I agree wholeheartedly with this.


> ... Germany and others have hacked into us.

Could you elaborate? As far as I know, Germany has some kind of agreement to not spy on the US.


Found the reference to Israel/France, looking for Germany references.

http://hbpub.vo.llnwd.net/o16/video/olmk/holt/greenwald/NoPl... (pg 40/125)

Why the downvote here? The comment contributes to the conversation...


This PDF does not appear to have searchable text.

Could you provide direct citations or quotes of allied countries infiltrating our government or private infrastructure? Excluding Israel, because they have the same mindset as the NSA/CIA (in which case I also don't take issue with us hacking Israel).


If your excuse for doing plainly immoral things is 'geopolitics is important', where do you draw the line? Your excuse can be used to justify pretty much any form of self-serving barbarity. How about if we just don't do evil shit and deal with the lack of an ill-gotten advantage? Works well enough in everyday life (assuming you aren't a mafioso). Why hold people who work for government agencies to such a pitifully lower standard of decency?


It's not my excuse. It's the NSA's (really the US Gov's) excuse.

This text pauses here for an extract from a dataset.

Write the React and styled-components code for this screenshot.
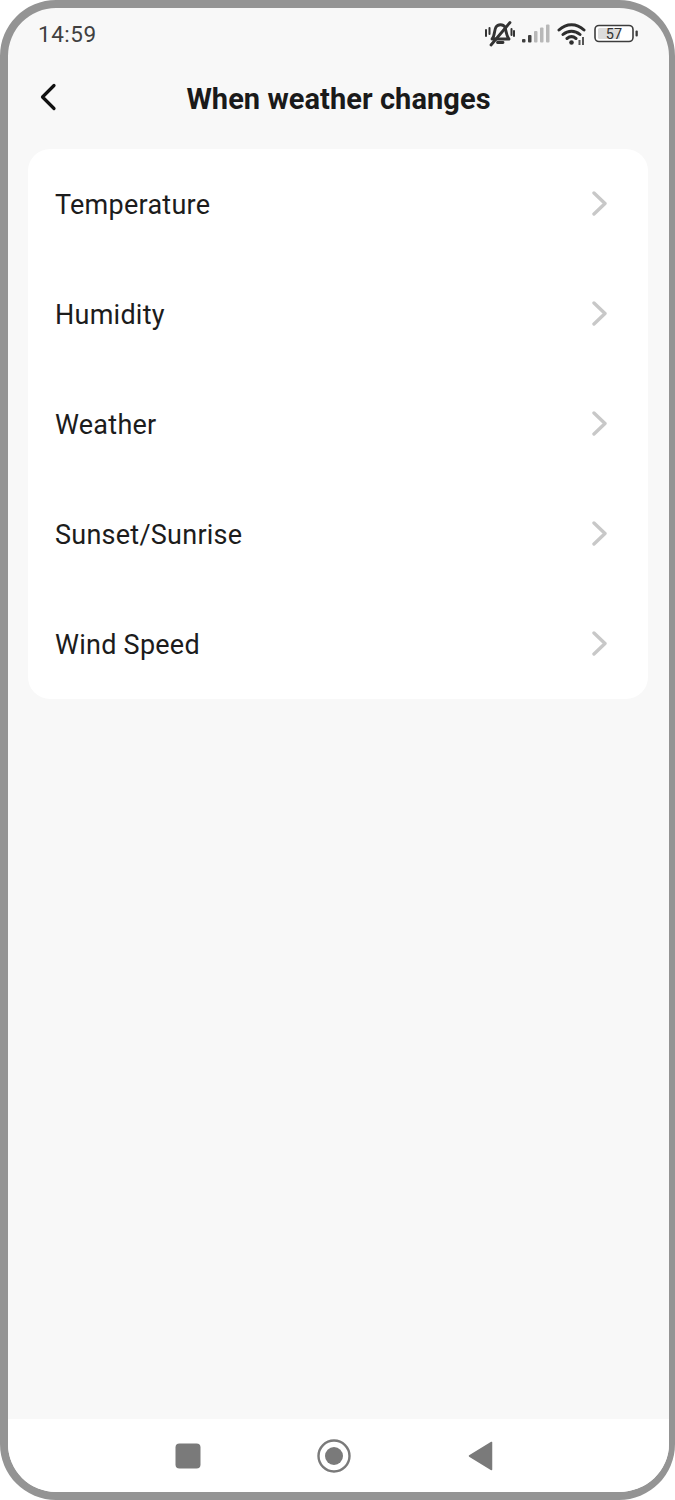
import React from 'react';
import styled, { createGlobalStyle } from 'styled-components';

const Global = createGlobalStyle`
html,body{margin:0;padding:0;background:#fff;}
#root{width:675px;height:1500px;}
`;

const Phone = styled.div`
width:675px;
height:1500px;
box-sizing:border-box;
border:solid #949494;
border-width:8px 6px 8px 8px;
border-radius:56px;
background:#f8f8f8;
overflow:hidden;
display:flex;
flex-direction:column;
font-family:Roboto,"Liberation Sans",sans-serif;
color:#1a1a1a;
`;
const StatusBar = styled.div`
height:52px;
flex:none;
display:flex;
align-items:center;
justify-content:space-between;
padding:0 31px 0 30px;
`;
const Clock = styled.div`
font-size:22.5px;
color:#404040;
letter-spacing:.5px;
`;
const StatusIcons = styled.div`
display:flex;
align-items:center;
gap:7px;
`;
const Header = styled.div`
height:78px;
flex:none;
position:relative;
display:flex;
align-items:center;
justify-content:center;
`;
const BackIcon = styled.svg`
position:absolute;
left:31px;
top:23px;
`;
const Title = styled.h1`
margin:0;
font-size:29px;
font-weight:700;
letter-spacing:.06px;
color:#1a1a1a;
`;
const Card = styled.div`
margin:11px 21px 0 20px;
height:550px;
background:#fff;
border-radius:22px;
flex:none;
`;
const Row = styled.div`
height:110px;
box-sizing:border-box;
display:flex;
align-items:center;
justify-content:space-between;
padding:0 39px 0 28px;
`;
const Label = styled.span`
font-size:27px;
letter-spacing:.25px;
color:#1c1c1c;
position:relative;
top:1px;
left:-1px;
`;
const Spacer = styled.div`
flex:1;
`;
const NavBar = styled.div`
height:73px;
flex:none;
box-sizing:border-box;
background:#fff;
display:flex;
align-items:center;
justify-content:center;
gap:116px;
padding:1px 9px 0 0;
`;

const Chevron = () => (
  <svg width="18" height="26" viewBox="0 0 18 26">
    <path d="M3 2 L14 12.500 L3 23" fill="none" stroke="#c8c8c8" strokeWidth="3.4" strokeLinecap="round" strokeLinejoin="round" />
  </svg>
);

const items = ['Temperature', 'Humidity', 'Weather', 'Sunset/Sunrise', 'Wind Speed'];

export default function App() {
  return (
    <Phone>
      <Global />
      <StatusBar>
        <Clock>14:59</Clock>
        <StatusIcons>
          <svg width="30" height="26" viewBox="0 0 30 26">
            <path d="M7 18 C10 15 9 9 11 6 C13 3 18 3 20 6 C21 9 21 14 24 18 Z M12.500 21.500 H18" fill="none" stroke="#333" strokeWidth="2.900" strokeLinejoin="round" strokeLinecap="round" />
            <path d="M6 24 L25 1.500" stroke="#333" strokeWidth="2.800" strokeLinecap="round" />
            <path d="M1 9 V15 M4.500 7 V13 M26.500 8 V14 M29 10 V15" stroke="#333" strokeWidth="2" strokeLinecap="round" />
          </svg>
          <svg width="28" height="20" viewBox="0 0 28 20">
            <rect x="0" y="15" width="3.500" height="3.500" rx="1" fill="#404040" />
            <rect x="6" y="11" width="3.500" height="7.500" rx="1" fill="#404040" />
            <rect x="12" y="7" width="3.500" height="11.500" rx="1" fill="#b8b8b8" />
            <rect x="18" y="3.500" width="3.500" height="15" rx="1" fill="#b8b8b8" />
            <rect x="24" y="0.500" width="3.500" height="18" rx="1" fill="#b8b8b8" />
          </svg>
          <svg width="30" height="24" viewBox="0 0 30 24">
            <path d="M2 8 C9.500 1 19.500 1 27 8 M6 12.500 C11 8 18 8 23 12.500 M10 16.500 C13 14 16 14 19 16.500" fill="none" stroke="#2e2e2e" strokeWidth="3" strokeLinecap="round" />
            <circle cx="14.500" cy="20.500" r="2.300" fill="#2e2e2e" />
            <path d="M22.500 23 V18 M26 23 V15" stroke="#555" strokeWidth="2" />
          </svg>
          <svg width="44" height="20" viewBox="0 0 44 20">
            <rect x="1" y="1.500" width="38" height="16" rx="4" fill="#fff" stroke="#3c3c3c" strokeWidth="1.600" />
            <rect x="4" y="4" width="22" height="11" rx="1.500" fill="#dcdcdc" />
            <text x="20" y="15" textAnchor="middle" fontSize="14.500" fontFamily="Roboto,sans-serif" fill="#333">57</text>
            <rect x="41.500" y="6.500" width="2.300" height="6" rx="1" fill="#3c3c3c" />
          </svg>
        </StatusIcons>
      </StatusBar>
      <Header>
        <BackIcon width="18" height="28" viewBox="0 0 18 28">
          <path d="M15 2.500 L3.500 14 L15 25.500" fill="none" stroke="#111" strokeWidth="3.200" strokeLinecap="round" strokeLinejoin="round" />
        </BackIcon>
        <Title>When weather changes</Title>
      </Header>
      <Card>
        {items.map(t => (
          <Row key={t}>
            <Label>{t}</Label>
            <Chevron />
          </Row>
        ))}
      </Card>
      <Spacer />
      <NavBar>
        <svg width="26" height="26" viewBox="0 0 26 26">
          <rect x="0.500" y="0.500" width="25" height="25" rx="4" fill="#7a7a7a" />
        </svg>
        <svg width="34" height="34" viewBox="0 0 34 34">
          <circle cx="17" cy="17" r="15.500" fill="none" stroke="#7a7a7a" strokeWidth="2.400" />
          <circle cx="17" cy="17" r="9" fill="#7a7a7a" />
        </svg>
        <svg width="26" height="30" viewBox="0 0 26 30">
          <path d="M24.500 1.500 V28.500 L2.500 15 Z" fill="#7a7a7a" stroke="#7a7a7a" strokeWidth="1.500" strokeLinejoin="round" />
        </svg>
      </NavBar>
    </Phone>
  );
}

I don't know where they draw the line.

If you didn't see it, there's a link on another branch of the conversation containing (at least) 37 other countries involved in cyberwarfare.

It's happening. I'm not excusing it. Honestly, it really sucks.


>See this is where the NSA really shines. We (The US) delayed Iran's nuclear program by THREE YEARS with Stuxnet! Three! And after they finally figured out it was sabotage the US and Israel had the director assassinated for further delays.

I'm honestly okay with this (except for the assassination part, though it was speculated that was Mossad and not US).

The other things though are simply to gain an unfair advantage in political and economic situations, even against countries that are supposedly our allies. Realistically, these things happen all around the world and have been forever, but ethically I don't think it's a good thing for the NSA or CIA to be doing.


It's one of those catch 22's.

Damned if you do and damned if you don't.